The more critical flaw is the book’s unclear definition of the gentleman. Its use of the term extends to—and emphasizes—“commercial gentlemen,” that is, bankers and merchants. Cutterham’s central claim is that the gentlemanly vision of society embraces free market exchange, championing the commercial virtues that support such a society. He effectively supports his claim that a Hamiltonian, commercial vision of society generated a great deal of the impetus for the Constitutional Convention and influenced its outcome, but there is an important distinction to be made between this vision and the gentlemanly ideal in the more traditionalist sense.
In Revolutionary Characters (2006), Gordon S. Wood identified the importance of the gentlemanly ethic in post-Revolutionary political culture, acknowledging the distinction of rank and hierarchy that it entailed.
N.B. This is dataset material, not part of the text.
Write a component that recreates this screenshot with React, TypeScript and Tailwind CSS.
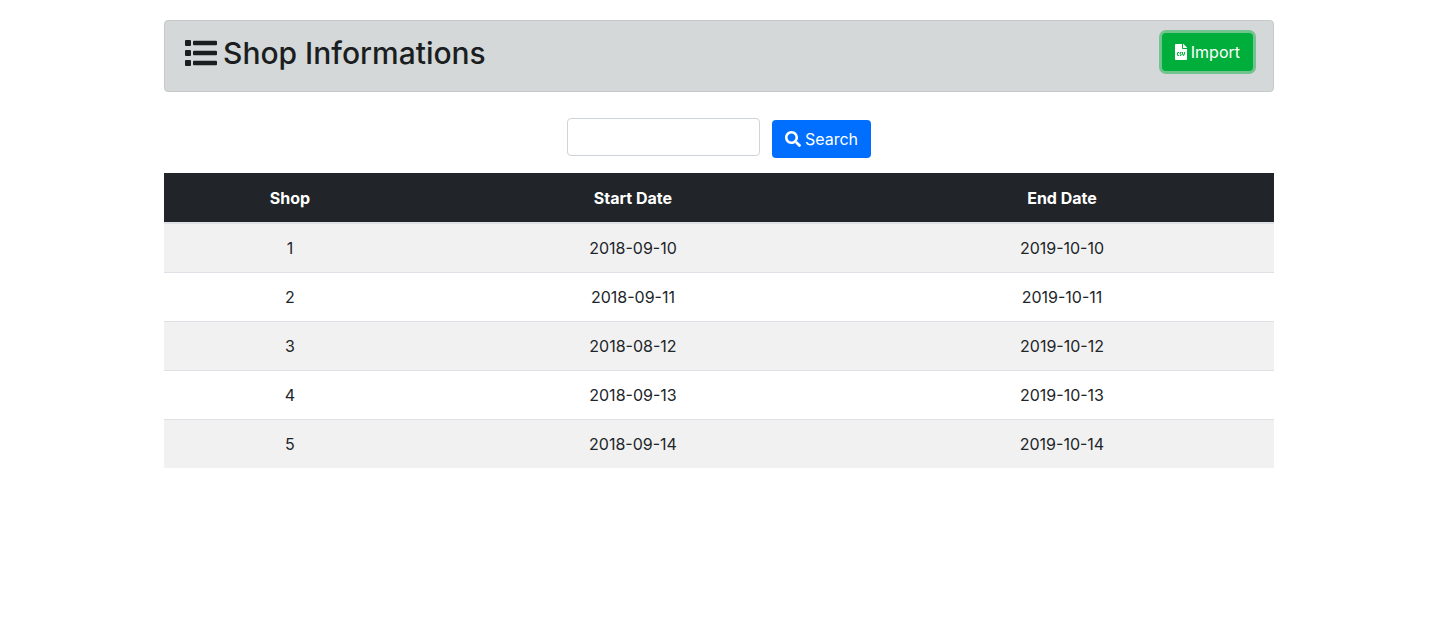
import { FaFileCsv, FaSearch } from "react-icons/fa";

const shops = [
  { id: 1, start: "2018-09-10", end: "2019-10-10" },
  { id: 2, start: "2018-09-11", end: "2019-10-11" },
  { id: 3, start: "2018-08-12", end: "2019-10-12" },
  { id: 4, start: "2018-09-13", end: "2019-10-13" },
  { id: 5, start: "2018-09-14", end: "2019-10-14" },
];

function ListIcon() {
  return (
    <svg viewBox="0 0 512 512" fill="currentColor" aria-hidden="true" className="size-8">
      {[48, 208, 368].map((y) => (
        <g key={y}>
          <rect x="0" y={y} width="96" height="96" rx="16" />
          <rect x="128" y={y + 12} width="384" height="72" rx="16" />
        </g>
      ))}
    </svg>
  );
}

export default function App() {
  return (
    <main className="mx-auto max-w-[1111px] pt-5 pr-px font-['Inter','Liberation_Sans',sans-serif] text-base text-[#212529]">
      <header className="flex items-start justify-between rounded border border-[#c6c8ca] bg-[#d4d8d8] px-5 pt-3 pb-[18px] text-[#1b1e21]">
        <h1 className="flex items-center gap-[6px] text-[30px] leading-10 font-medium">
          <ListIcon />
          Shop Informations
        </h1>
        <button
          type="button"
          className="flex h-[38px] items-center gap-1 rounded bg-[#00ae3b] px-[13px] text-white ring-3 ring-[#0eae46]/50"
        >
          <FaFileCsv aria-hidden="true" preserveAspectRatio="xMidYMid meet" className="h-4 w-3" />
          Import
        </button>
      </header>
      <form
        className="flex items-start justify-center gap-3 pt-[26px] pb-[15px]"
        onSubmit={(event) => event.preventDefault()}
      >
        <input
          type="text"
          aria-label="Search shops"
          className="h-[38px] w-[193px] rounded border border-[#ced4da] px-3 outline-none"
        />
        <button
          type="submit"
          className="mt-[2px] flex h-[38px] items-center gap-1 rounded bg-[#006fff] px-[13px] text-white"
        >
          <FaSearch aria-hidden="true" />
          Search
        </button>
      </form>
      <table className="w-full table-fixed border-collapse text-center">
        <colgroup>
          <col className="w-[22.7%]" />
          <col className="w-[39.1%]" />
          <col className="w-[38.2%]" />
        </colgroup>
        <thead className="bg-[#212529] text-white">
          <tr className="h-[50px] border-b-2 border-[#dee2e6]">
            <th scope="col">Shop</th>
            <th scope="col">Start Date</th>
            <th scope="col">End Date</th>
          </tr>
        </thead>
        <tbody>
          {shops.map((shop) => (
            <tr key={shop.id} className="h-[49px] border-t border-[#dee2e6] odd:bg-[#f1f1f1]">
              <td>{shop.id}</td>
              <td>{shop.start}</td>
              <td>{shop.end}</td>
            </tr>
          ))}
        </tbody>
      </table>
    </main>
  );
}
Yet where Cutterham sees old wine in new skins, Wood saw a break from aristocracy toward a social order based not on birth but on merit and opportunity. Wood argued that the gentlemanly ethic, based on education, manners, and conduct was an “immensely radical belief with implications that few foresaw.”
Alexis de Tocqueville had similarly observed the broadened use of the term “gentleman” in England, and especially the antebellum United States:
As ranks become closer and mixed with each other . . . the definition of “gentleman” was proportionately extended. Every century it was applied to people placed a bit lower on the social scale. Finally, it traveled to America with the English. There it is used to designate any citizen indiscriminately. Its history is the history of democracy itself.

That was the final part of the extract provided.